Saturday, August 6, 2016

Where Did Martin Nufer Die?

This is not the subject I thought I would be penning for this post.  My original plan was an article about the search for my great great grandmother, Rose Nufer Loescher’s sisters.  That will now be done in another post.  But as part of my document review for that original post I decided I needed to transcribe the probate files for Rose’s parents, Martin Nufer and Maria Nufer.  I acquired these documents from the Illinois Regional Archive Depository in Macomb, Illinois about a decade ago.  So I decided that I needed to refresh my memory of what was included in them and what pieces of information they contained.

Now, transcription is not something I have previously found to be interesting or worth my limited research time.  I had convinced myself that a “careful” reading of the document and in many cases multiple readings was good enough.  What else could transcription possibly identify?  My answer to that question up to this point has been “not much”.

Well….turns out possibly a great deal in the case of the probate records for my third great grandfather, Martin Nufer.

Because I have not heretofore done much transcription I did a review of the principles of transcription from the book “Professional Genealogy” edited by Elizabeth Shown Mills. (1)  I then spent some time creating a transcription of Martin’s probate file.

No problem, right?  Not so fast!  As I was reading the document through while creating the transcription I found myself reading a section that was quite surprising.

In the Petition for Letters of Administration is where I found myself questioning whether what I was seeing was really what was written.  This particular Letters of Administration was for Martin’s wife Maria Nufer going to the Peoria County Court on 1 May 1877 requesting that the court grant her the right to administer the estate of her deceased husband who she said died in March 1873 without a “Will and Testament”. (2)

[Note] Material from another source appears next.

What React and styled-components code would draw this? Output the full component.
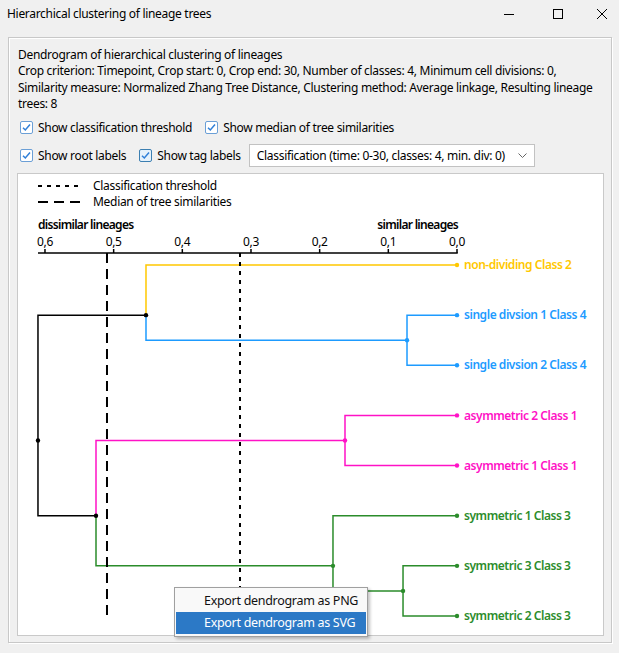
import React from 'react';
import styled, { createGlobalStyle, css } from 'styled-components';

const GlobalStyle = createGlobalStyle`
    html, body {
        margin: 0;
        padding: 0;
        background: #f0f0f0;
    }

    body {
        font-family: "Noto Sans", "Segoe UI", sans-serif;
        font-size: 12px;
        letter-spacing: -0.3px;
        color: #000;
    }
`;

const Window = styled.div`
    position: relative;
    width: 619px;
    height: 653px;
    display: flex;
    flex-direction: column;
    background: #f0f0f0;
    overflow: hidden;
`;

const TitleBar = styled.header`
    height: 30px;
    flex-shrink: 0;
    display: flex;
    align-items: center;
    padding-left: 7px;
`;

const Title = styled.span`
    flex: 1;
    margin-top: -4px;
`;

const Controls = styled.div`
    display: flex;
    align-items: center;
    height: 100%;
    padding-right: 12px;
    gap: 39px;
    margin-top: -3px;

    & > svg:last-child {
        margin-left: -5px;
    }
`;

const Group = styled.section`
    flex: 1;
    display: flex;
    flex-direction: column;
    margin: 7px 7px 10px 8px;
    padding: 9px 7px 6px 8px;
    border: 1px solid #c8c8c8;
    box-shadow: inset 1px 1px 0 #fff, 1px 1px 0 #fff;
    min-height: 0;
`;

const Description = styled.p`
    margin: 0 0 0 1px;
    line-height: 16.4px;
`;

const OptionsRow = styled.div`
    display: flex;
    align-items: center;
    gap: 13px;
    height: ${({ tall }) => (tall ? '23px' : '22px')};
    padding-left: 3px;
    margin-top: ${({ tall }) => (tall ? '5px' : '4px')};
`;

const CheckLabel = styled.label`
    display: flex;
    align-items: center;
    gap: 5px;
    white-space: nowrap;
`;

const Box = styled.span`
    width: 13px;
    height: 13px;
    box-sizing: border-box;
    border: 1px solid #6b9fd6;
    border-radius: 2px;
    background: #fff;
    display: flex;
    align-items: center;
    justify-content: center;

    ${({ hover }) => hover && css`
        border-color: #3c7fb1;
        background: #e5f1fb;
    `}
`;

const Combo = styled.div`
    margin-left: -5px;
    width: 286px;
    height: 23px;
    box-sizing: border-box;
    border: 1px solid #c2c2c2;
    background: #fff;
    display: flex;
    align-items: center;
    justify-content: space-between;
    padding: 0 7px 0 7px;
    white-space: nowrap;
`;

const Panel = styled.div`
    flex: 1;
    margin-top: 6px;
    background: #fff;
    border: 1px solid #c9c9c9;
    min-height: 0;

    svg {
        display: block;
    }
`;

const Menu = styled.ul`
    position: absolute;
    left: 174px;
    top: 587px;
    width: 194px;
    box-sizing: border-box;
    margin: 0;
    padding: 2px 1px;
    list-style: none;
    background: #f9f9f9;
    border: 1px solid #a0a0a0;
    box-shadow: 2px 2px 3px rgba(0, 0, 0, .25);
`;

const MenuItem = styled.li`
    height: 22px;
    line-height: 22px;
    padding-left: 28px;
    font-size: 12.5px;
    color: #111;

    ${({ active }) => active && css`
        background: #2c79c6;
        color: #fff;
    `}
`;

const Checkbox = ({ hover, children }) => (
    <CheckLabel>
        <Box hover={hover}>
            <svg width="11" height="11" viewBox="0 0 11 11">
                <path d="M2 5.8 L4.3 8 L9 2.6" fill="none" stroke="#2f7fd8" strokeWidth="1.5" />
            </svg>
        </Box>
        {children}
    </CheckLabel>
);

// chart geometry, in panel coordinates
const ZERO_X = 439;
const UNIT = 686.7;
const AXIS_Y = 79;
const FIRST_LEAF_Y = 91;
const LEAF_STEP = 50.14;
const xOf = d => ZERO_X - d * UNIT;

const classColors = {
    1: '#ff12c6',
    2: '#ffc800',
    3: '#2b8c2b',
    4: '#1d9bff',
};

const leaves = [
    { name: 'non-dividing', cls: 2 },
    { name: 'single divsion 1', cls: 4 },
    { name: 'single divsion 2', cls: 4 },
    { name: 'asymmetric 2', cls: 1 },
    { name: 'asymmetric 1', cls: 1 },
    { name: 'symmetric 1', cls: 3 },
    { name: 'symmetric 3', cls: 3 },
    { name: 'symmetric 2', cls: 3 },
];

const tree = {
    d: 0.6102, children: [
        { d: 0.4529, children: [0, { d: 0.0728, children: [1, 2] }] },
        {
            d: 0.5257, children: [
                { d: 0.1631, children: [3, 4] },
                { d: 0.1806, children: [5, { d: 0.0786, children: [6, 7] }] },
            ]
        },
    ]
};

const layout = (node, segments, dots) => {
    if (typeof node === 'number') {
        const y = FIRST_LEAF_Y + node * LEAF_STEP;
        return { x: ZERO_X, y, ys: [y], classes: [leaves[node].cls], color: classColors[leaves[node].cls] };
    }
    const kids = node.children.map(child => layout(child, segments, dots));
    const ys = kids.flatMap(k => k.ys);
    const classes = kids.flatMap(k => k.classes);
    const x = xOf(node.d);
    const y = ys.reduce((a, b) => a + b, 0) / ys.length;
    const color = classes.every(c => c === classes[0]) ? classColors[classes[0]] : '#000';
    kids.forEach(k => segments.push({ d: `M${x} ${y} V${k.y} H${k.x}`, color: k.color }));
    dots.push({ x, y, color });
    return { x, y, ys, classes, color };
};

const Dendrogram = () => {
    const segments = [];
    const dots = [];
    layout(tree, segments, dots);
    const ticks = [0.6, 0.5, 0.4, 0.3, 0.2, 0.1, 0];
    const median = 0.5097;
    const threshold = 0.316;

    return (
        <svg width="585" height="461" fontFamily='"Noto Sans", sans-serif' fontSize="12">
            <line x1="20" x2="62" y1="12" y2="12" stroke="#000" strokeWidth="2" strokeDasharray="4 5" />
            <text x="75" y="16">Classification threshold</text>
            <line x1="20" x2="62" y1="28" y2="28" stroke="#000" strokeWidth="2" strokeDasharray="10 6" />
            <text x="75" y="32">Median of tree similarities</text>

            <text x="20" y="55" fontWeight="600" letterSpacing="-0.7">dissimilar lineages</text>
            <text x="440" y="55" fontWeight="600" letterSpacing="-0.7" textAnchor="end">similar lineages</text>
            {ticks.map(t => (
                <g key={t}>
                    <text x={xOf(t)} y="72" textAnchor="middle">{t.toFixed(1).replace('.', ',')}</text>
                    <line x1={xOf(t)} x2={xOf(t)} y1={AXIS_Y - 4} y2={AXIS_Y} stroke="#000" strokeWidth="1.5" />
                </g>
            ))}
            <line x1="20" x2={ZERO_X + 0.75} y1={AXIS_Y} y2={AXIS_Y} stroke="#000" strokeWidth="1.5" />

            {segments.map((s, i) => (
                <path key={i} d={s.d} fill="none" stroke={s.color} strokeWidth="1.5" />
            ))}
            {dots.map((p, i) => (
                <circle key={i} cx={p.x} cy={p.y} r="2.2" fill={p.color} />
            ))}
            {leaves.map((leaf, i) => {
                const y = FIRST_LEAF_Y + i * LEAF_STEP;
                const color = classColors[leaf.cls];
                return (
                    <g key={leaf.name}>
                        <circle cx={ZERO_X} cy={y} r="2.2" fill={color} />
                        <text x="446" y={y} dy="0.35em" fill={color} fontWeight="600" letterSpacing="-0.45">
                            {leaf.name} Class {leaf.cls}
                        </text>
                    </g>
                );
            })}

            <line x1={xOf(median)} x2={xOf(median)} y1={AXIS_Y} y2="443" stroke="#000" strokeWidth="2" strokeDasharray="10 6" />
            <line x1={xOf(threshold)} x2={xOf(threshold)} y1={AXIS_Y} y2="443" stroke="#000" strokeWidth="2" strokeDasharray="4 5" />
        </svg>
    );
};

const App = () => (
    <Window>
        <GlobalStyle />
        <TitleBar>
            <Title>Hierarchical clustering of lineage trees</Title>
            <Controls>
                <svg width="10" height="10" viewBox="0 0 10 10">
                    <line x1="0" x2="10" y1="5.5" y2="5.5" stroke="#000" strokeWidth="1" />
                </svg>
                <svg width="10" height="10" viewBox="0 0 10 10">
                    <rect x="0.5" y="0.5" width="9" height="9" fill="none" stroke="#000" strokeWidth="1" />
                </svg>
                <svg width="10" height="10" viewBox="0 0 10 10">
                    <path d="M0 0 L10 10 M10 0 L0 10" stroke="#000" strokeWidth="1" />
                </svg>
            </Controls>
        </TitleBar>
        <Group>
            <Description>
                Dendrogram of hierarchical clustering of lineages<br />
                Crop criterion: Timepoint, Crop start: 0, Crop end: 30, Number of classes: 4, Minimum cell divisions: 0,
                Similarity measure: Normalized Zhang Tree Distance, Clustering method: Average linkage, Resulting lineage
                trees: 8
            </Description>
            <OptionsRow>
                <Checkbox>Show classification threshold</Checkbox>
                <Checkbox>Show median of tree similarities</Checkbox>
            </OptionsRow>
            <OptionsRow tall>
                <Checkbox>Show root labels</Checkbox>
                <Checkbox hover>Show tag labels</Checkbox>
                <Combo>
                    <span>Classification (time: 0-30, classes: 4, min. div: 0)</span>
                    <svg width="9" height="5" viewBox="0 0 9 5">
                        <path d="M0.5 0.5 L4.5 4.5 L8.5 0.5" fill="none" stroke="#666" strokeWidth="1" />
                    </svg>
                </Combo>
            </OptionsRow>
            <Panel>
                <Dendrogram />
            </Panel>
        </Group>
        <Menu>
            <MenuItem>Export dendrogram as PNG</MenuItem>
            <MenuItem active>Export dendrogram as SVG</MenuItem>
        </Menu>
    </Window>
);

export default App;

Fig. 1 - Petition for Letters of Administration - Martin Nufer

But it was the location of death that caught my attention.  All of the boiler-plate language indicating a death location in Peoria County was deliberately crossed out.  Handwritten in the location of death are two words – “in Texas”.  This can’t be.  What?  Texas?  I seriously questioned my need for stronger glasses when reading this.  My belief was that he had lived his life in the US in Central Illinois.

I had recorded in my database management program that he died in Peoria County, Illinois.  According to this document that information item was very wrong.  Not only was I wrong about the location of death but now I was finding that my views on transcription needed to change dramatically also.  Wow.

Now the Martin and Maria Nufer family has to this point been quite elusive to me.  There are several important questions about their lives that have eluded me so far and now I find that the questions I have about this family have grown.  Where in Texas did he die?  What day in March 1873 did he die?  What was he doing in Texas to begin with?  Was he there alone or was his family with him?  Oh My Gosh!

I will just add these questions to the list I already have for Martin and Maria.  What is the city name that they came from in Baden Germany?  When did they emigrate from Baden?  When did they take up residence in Peoria, Illinois where I finally pick up their trail around 1860.

Martin’s death has been a mystery also.  I had been unable to find any record of a funeral at any of the Catholic churches in Peoria, Illinois.  He also was not listed in the burial records for St Joseph’s Cemetery in West Peoria, Illinois even though there is a cemetery marker there. 

Maybe now I know why!!!  One possibility is that if he really died in Texas then maybe he was not brought back to Peoria for burial.  I don’t know.  All I have to go on is what is in this probate record – he died in March 1873 in Texas.

Because of all of the previous questions I have about this family I knew that I really needed to spend some serious time in Peoria looking for information in any extant newspapers, especially any Germany language publications.  That activity seems to be even more important now.

Well…I have learned many things in this transcription effort.  First, I am not infallible.  My belief that I have been reviewing and reading these documents carefully and completely, especially those complicated and long probate files, is just plain wrong.  I need to start spending more time reading and transcribing.  It is in this process that I will no doubt find inaccuracies I have documented previously and new information that I had missed.

Secondly, transcription is VERY important and very much worth my time and effort.  That means my to-do list has grown substantially but the results I know now are worth it.

Lessons learned!

(1) Elizabeth Shown Mills, editor, “Professional Genealogy,” (Maryland, Baltimore:  Genealogical Publishing Company, 2001).

(2) Peoria County, Illinois, probate case files, no. 2097, Martin Nufer (1877);  Illinois Regional Archives Depository System, Western Illinois University, Macomb.